Pakiet Kluski w maglowaniu
Aż 100 poprawek zgłosili urzędnicy. Niektóre mogą osłabić i tak niewielkie dobrodziejstwa płynące z projektu.
Wczoraj odbyła się międzyresortowa konferencja uzgodnieniowa w sprawie tzw. pakietu Kluski. Okazuje się, że w łonie rządu są spore tarcia. Poszczególne ministerstwa wniosły bowiem szereg zastrzeżeń. Silny opór lobby urzędniczego może doprowadzić do rozwodnienia i tak wątpliwych korzyści, płynących z projektu. Resorty zgłosiły około 100 poprawek. Część pakietu została przyjęta, część nie. W większości spraw nie doszło do rozstrzygnięć.
- Resorty zgłosiły poprawki i uwagi. Odbyła się rzeczowa dyskusja. Zapewniam, że będziemy starać się, by nie dopuścić do umniejszenia znaczenia dla przedsiębiorców. Rząd powinien przyjąć pakiet w ciągu dwóch tygodni - mówi Michał Krupiński, wiceminister skarbu państwa, pilotujący pakiet w imieniu premiera.

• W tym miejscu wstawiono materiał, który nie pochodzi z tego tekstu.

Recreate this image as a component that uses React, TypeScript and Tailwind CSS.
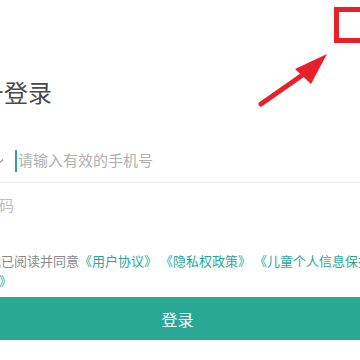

Łatwo jednak nie będzie. Szczególną aktywność w rozwadnianiu pakietu przejawia resort finansów.
- Ministerstwo finansów chce przede wszystkim wydłużenia zaproponowanych przez nas krótszych okresów kontroli firm. Tłumaczy się, że zbyt krótkie, dopuszczalne okresy uniemożliwią fiskusowi skuteczne działanie. Ponadto ministerstwo dąży do zawężenia możliwości zawieszania działalności gospodarczej do przypadków działalności sezonowych oraz, by takie zawieszenie trwało tylko 10 miesięcy. My uważamy, że powinny to być dwa lata - mówi dr Jan Lic krakowskiej Akademii Ekonomicznej, współtwórca pakietu Kluski.
Resorty gospodarki oraz sprawiedliwości są przeciwne uznaniu spółek cywilnych oraz jednostek organizacyjnych nie posiadających osobowości prawnej (np. grup kapitałowych) za samodzielnych przedsiębiorców.
- Obawiam się, że nie uda się zliberalizować w tym zakresie przepisów i powiększyć grona przedsiębiorców o spółki cywilne czy grupy kapitałowe - dodaje doktor Lic.
Trzy grosze dołożył też Główny Urząd Statystyczny. Ma on zastrzeżenia do zasad likwidacji REGON-u. Jak na razie nie pojawiły się zastrzeżenia do propozycji wprowadzenia wiążących interpretacji zusowskich, na którą entuzjastycznie zareagowały środowiska biznesowe.